Today, the “near abroad” that Russia cares about so much consists of the six Eastern Partnership countries. How does the Kremlin treat them?

Russian threat as the common denominator

Armenia and Azerbaijan are locked in a conflict over Nagorno-Karabakh, where the Russians are playing peacekeepers, but in fact are escalating tensions by supporting militarily the weak Armenia with Russian bases in its territory or, alternatively, selling arms to the rich Azerbaijan. There is no effort to control or solve the situation, since only in conflict can Russia see itself as a consequential power. It does not really matter that no one benefits from it.

Moldova, too, has a source of instability in its territory – the unrecognised Republic of Transnistria, sustained by Russian money and military power. The minute Moldova takes a step towards building a European state, Moscow slams the brakes by inducing the Gagauz autonomous district start shouting slogans about secession from Moldova.

Georgia under president Mikhail Saakashvili took impressive strides implementing reforms and transforming itself from a poor vassal state to a Western country. Impatient with the Georgian success, in 2008 Russia attacked its neighbour and tore away some of its territory. Only a very strong warning from the White House prevented Russian tanks from driving to Tbilisi.

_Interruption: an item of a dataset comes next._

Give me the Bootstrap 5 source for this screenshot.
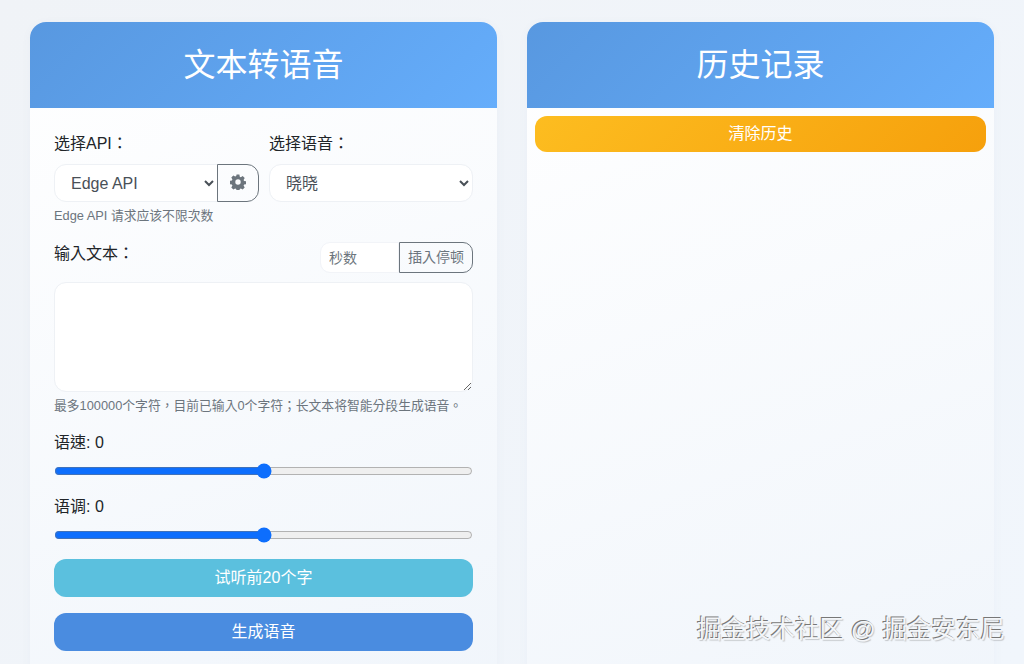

The Eastern Partnership programme was built on the realization that Europe cannot watch idly how the Russian bear was eating up its neighbours, sovereign twenty-first-century states. The EU, the richest union of nations on Earth, offered an alternative for the six countries, to learn from the European success.

Russia immediately decided that this posed threat to its domination, because Moscow’s vassals can learn to be independent. More precisely, Russia is convinced that the EU is motivated by the same desire – to dominate the neighbouring countries. One judges everything by one’s own standards, so the Kremlin is suspicious of events like the recent Riga Summit – it sees them as military-like leadership gatherings that have one item on the agenda, to subjugate mother Russia. If only Russia itself had as many allies – it would soon bring all weaker countries into line.

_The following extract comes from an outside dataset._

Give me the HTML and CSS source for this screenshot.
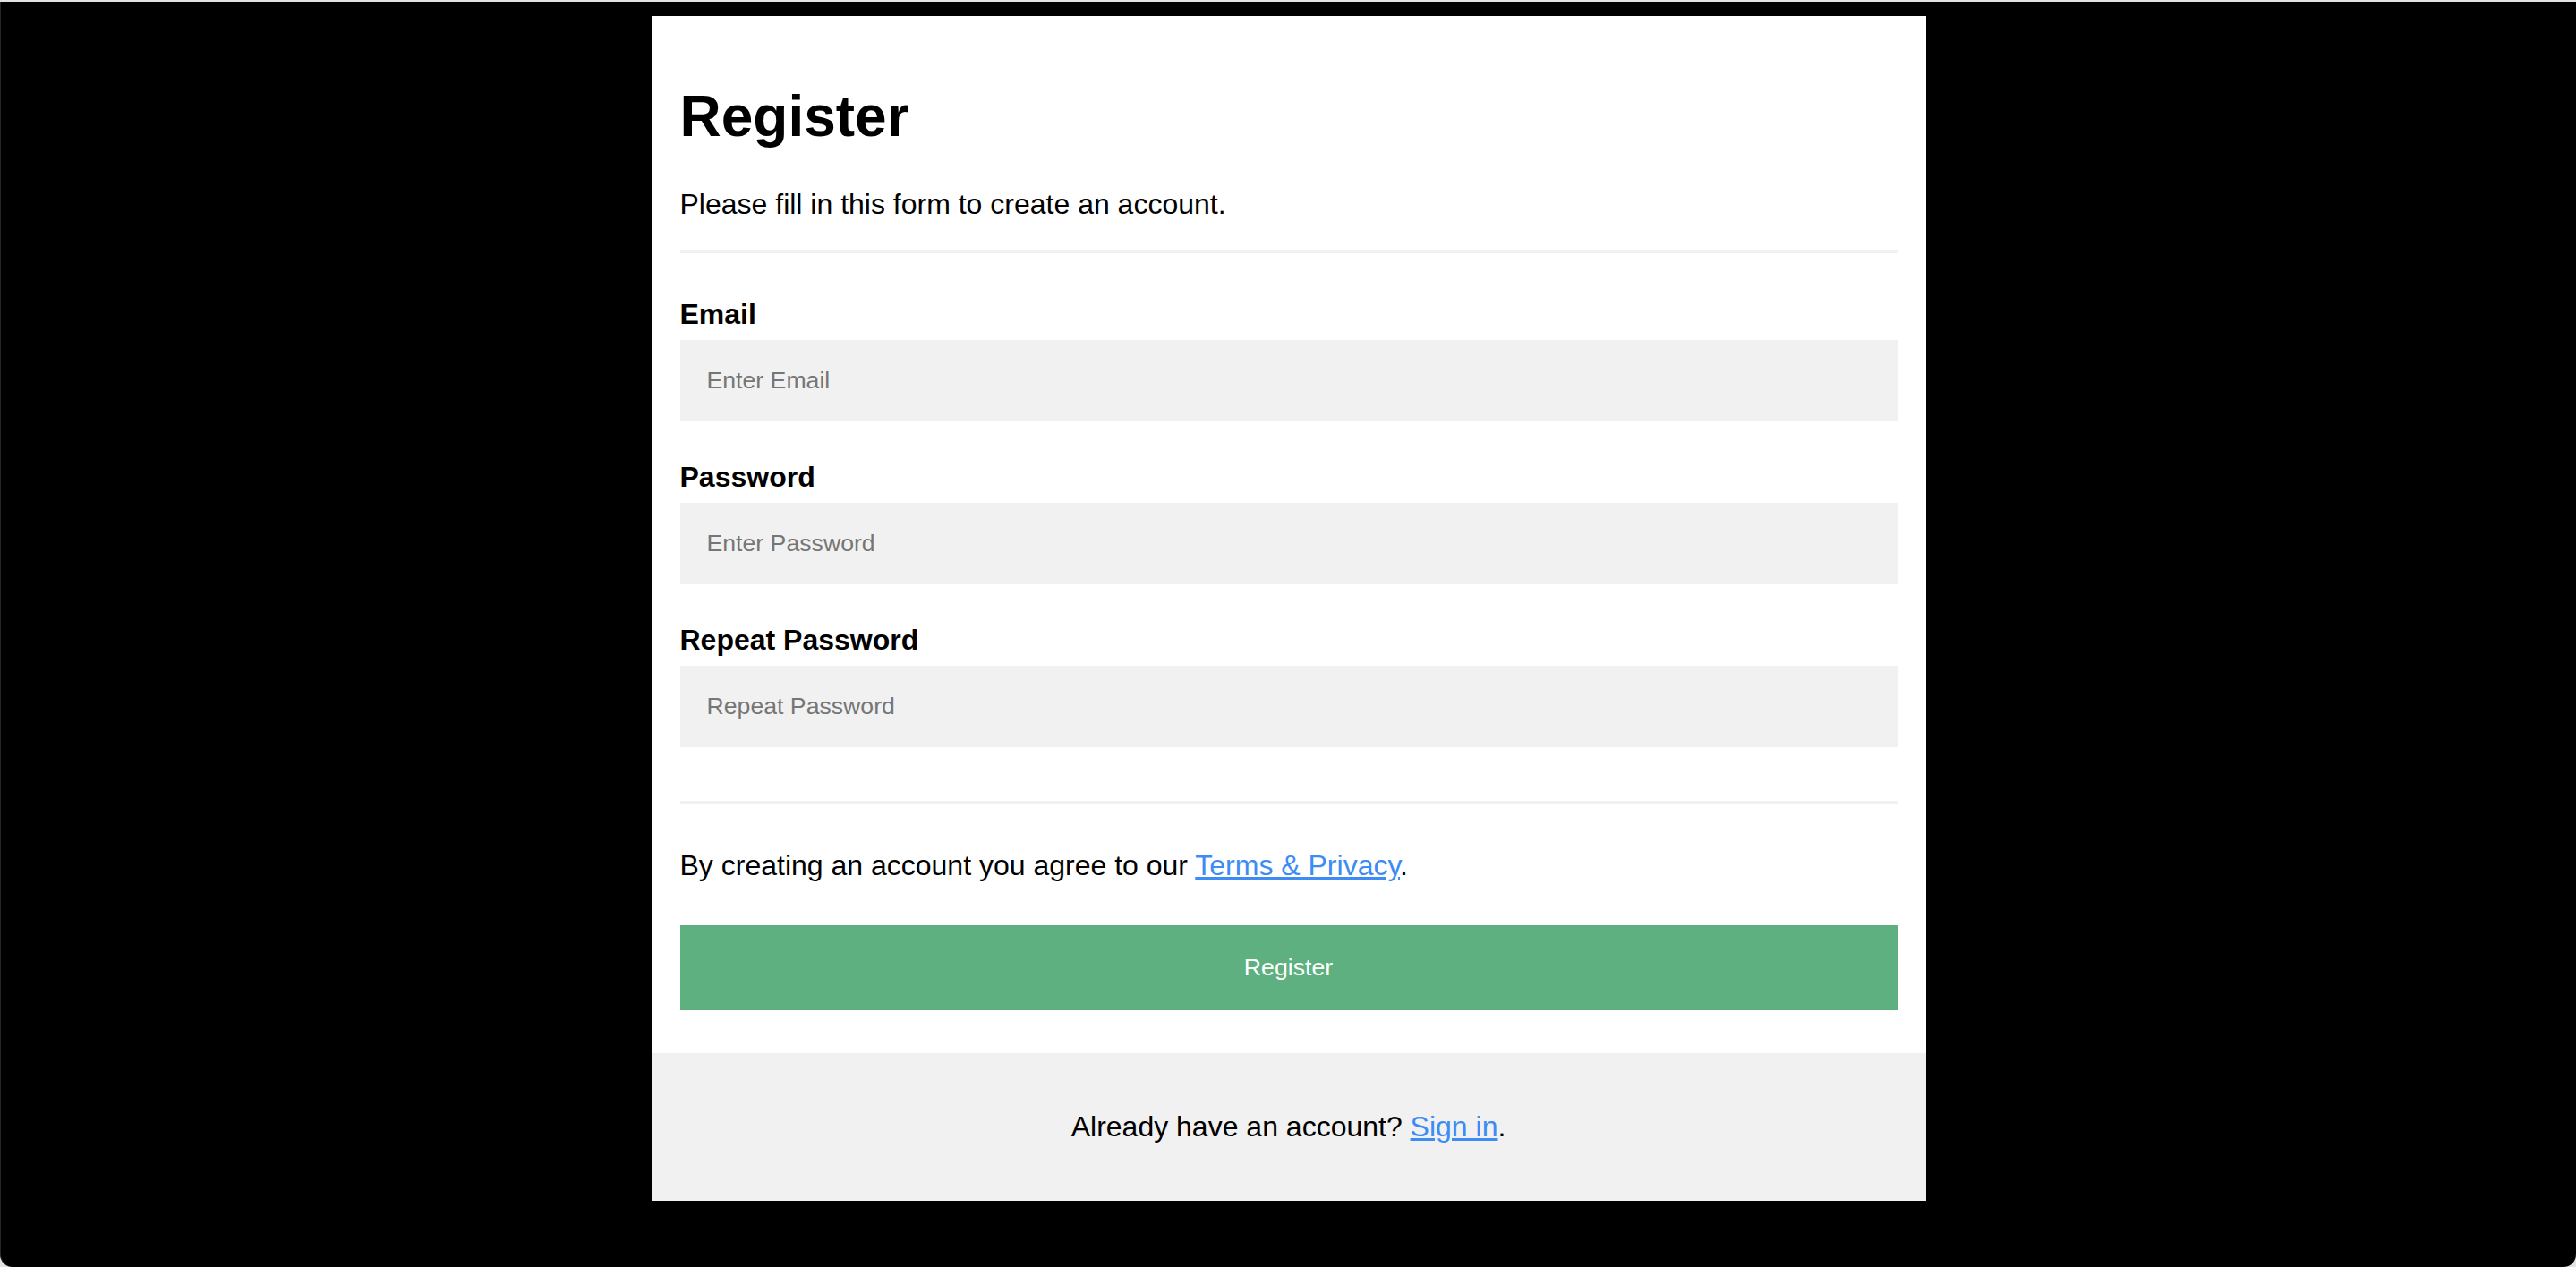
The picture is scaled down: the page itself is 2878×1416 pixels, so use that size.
FILE: index.html
```html
<!DOCTYPE html>
<html lang="en">
<head>
<meta charset="utf-8">
<title>Register</title>
<link rel="stylesheet" href="styles.css">
</head>
<body class="page">
<form class="form">
  <div class="container">
    <h1 class="title">Register</h1>
    <p class="text">Please fill in this form to create an account.</p>
    <hr class="rule">

    <label class="label" for="email"><b>Email</b></label>
    <input class="field" type="text" placeholder="Enter Email" name="email" id="email">

    <label class="label" for="psw"><b>Password</b></label>
    <input class="field" type="password" placeholder="Enter Password" name="psw" id="psw">

    <label class="label" for="psw-repeat"><b>Repeat Password</b></label>
    <input class="field" type="password" placeholder="Repeat Password" name="psw-repeat" id="psw-repeat">
    <hr class="rule">

    <p class="text">By creating an account you agree to our <a class="link" href="#">Terms &amp; Privacy</a>.</p>
    <button type="button" class="registerbtn">Register</button>
  </div>

  <div class="container signin">
    <p class="text">Already have an account? <a class="link" href="#">Sign in</a>.</p>
  </div>
</form>
</body>
</html>
```

FILE: styles.css
```css
* {
  box-sizing: border-box;
}

html {
  background: #e2e2e2;
}

.page {
  margin: 2px 0 0 0;
  padding: 16px 0;
  min-height: calc(100vh - 2px);
  background: #000;
  border-left: 1px solid #262626;
  border-radius: 0 0 14px 14px;
  font-family: "Liberation Sans", Arial, Helvetica, sans-serif;
  font-size: 32px;
  color: #000;
}

.form {
  width: 1424px;
  margin: 0 auto;
  background: #fff;
}

.container {
  padding: 32px;
}

.title {
  font-size: 64px;
  font-weight: bold;
  margin: 43px 0;
}

.text {
  margin: 32px 0;
}

.rule {
  border: 2px solid #f1f1f1;
  margin: 16px 0 50px 0;
}

.label b {
  font-weight: bold;
}

.field {
  width: 100%;
  padding: 30px;
  margin: 10px 0 44px 0;
  display: inline-block;
  border: none;
  background: #f1f1f1;
  font-family: "Liberation Sans", Arial, Helvetica, sans-serif;
  font-size: 26.667px;
  color: #000;
  outline: none;
}

.field::placeholder {
  color: #767676;
}

.registerbtn {
  display: inline-block;
  background-color: #5eb080;
  color: #fff;
  padding: 32px 40px;
  margin: 16px 0;
  border: none;
  width: 100%;
  font-family: "Liberation Sans", Arial, Helvetica, sans-serif;
  font-size: 26.667px;
  cursor: pointer;
}

.link {
  color: #3d8cf5;
}

.signin {
  background-color: #f1f1f1;
  text-align: center;
}
```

EU documents state very clearly that the Eastern Partnership programme is aimed at rapprochement, not membership. But after Russia imposed its own view, even the participating countries themselves forget the original intention and start judging the success or failure of the programme in terms of “membership or no membership”, which is not even on the table.

After the third Eastern Partnership Summit in Vilnius, when the then president of Ukraine, Viktor Yanukovych, refused to ink an association agreement, Ukrainians had had enough. Once more, Russia found no better way to convince of its own attractiveness and superiority than by occupying foreign territory. Moscow could not possibly have expected that this would make Ukrainians run into its embrace. What happened was the opposite, as it should be expected. Friendship between the two nations gave way to mutual enmity.

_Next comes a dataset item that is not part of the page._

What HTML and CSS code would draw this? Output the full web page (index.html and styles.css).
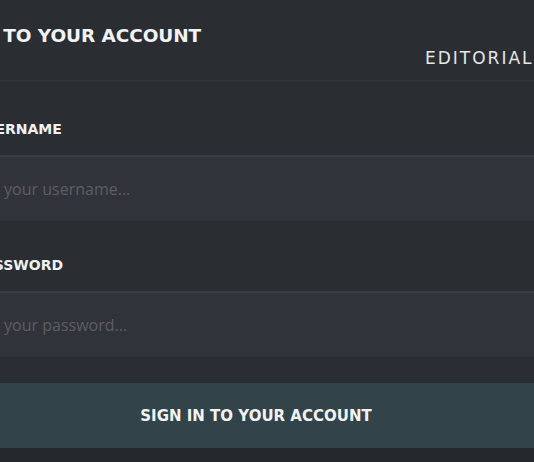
FILE: index.html
```html
<!DOCTYPE html>
<html>
<head>
<meta charset="utf-8">
<link rel="stylesheet" href="styles.css">
</head>
<body>
<div class="panel">
  <header class="head">
    <h1 class="title">SIGN IN TO YOUR ACCOUNT</h1>
    <span class="brand">EDITORIALS</span>
  </header>
  <form class="form">
    <label class="label" for="u">USERNAME</label>
    <input class="field" id="u" type="text" placeholder="Enter your username...">
    <label class="label" for="p">PASSWORD</label>
    <input class="field" id="p" type="password" placeholder="Enter your password...">
    <button class="submit" type="button">SIGN IN TO YOUR ACCOUNT</button>
  </form>
</div>
</body>
</html>
```
FILE: styles.css
```css
html, body {
  margin: 0;
  padding: 0;
  background: #25282d;
  overflow: hidden;
  width: 534px;
  height: 462px;
}
.panel {
  margin-left: -40px;
  width: 592px;
  background: #2a2d32;
  font-family: "DejaVu Sans", sans-serif;
}
.head {
  height: 81px;
  border-bottom: 1px solid #33363b;
  display: flex;
  flex-direction: column;
  box-sizing: border-box;
}
.title {
  margin: 25px 0 0 -42px;
  font-size: 18.5px;
  line-height: 22px;
  font-weight: 700;
  color: #f2f3f5;
  letter-spacing: -0.1px;
}
.brand {
  margin: 1px 0 0 465px;
  font-size: 17px;
  letter-spacing: 2px;
  color: #e4e6e8;
  white-space: nowrap;
}
.form {
  display: flex;
  flex-direction: column;
  padding-top: 40px;
}
.label {
  margin-left: 14px;
  font-size: 14px;
  line-height: 16px;
  font-weight: 700;
  color: #f0f1f3;
  margin-bottom: 18px;
}
.field {
  height: 66px;
  border: 0;
  border-top: 2px solid #393c41;
  background: #303339;
  box-sizing: border-box;
  padding: 0 0 0 0;
  font-family: "Open Sans", sans-serif;
  font-size: 16px;
  color: #ddd;
  margin-bottom: 36px;
  outline: none;
}
.field::placeholder {
  color: #5c5f64;
}
.submit {
  margin-top: -10px;
  height: 65px;
  border: 0;
  background: #33434a;
  color: #f1f3f4;
  font-family: "DejaVu Sans", sans-serif;
  font-weight: 700;
  font-size: 15px;
}
```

Right now, Belarus is the only one of the six that is not involved in any military stand-off with Russia. President Alexander Lukashenko is trying to pull off a major balancing act, so far successfully, although he knows as well as anyone else that, unless Minsk can counterbalance Moscow with the EU, Russia will eat him up.

Right before the Riga Summit, Russian foreign minister Sergey Lavrov repeated once again that EU leaders had to stick to former promises that the Eastern Partnership programme would not in any way interfere with Russia’s interests in the “near abroad”. Actual behaviour of the Russians follow another rule: the more transparent and reformed a neighbouring country gets, the more pressure from Moscow it is subjected to.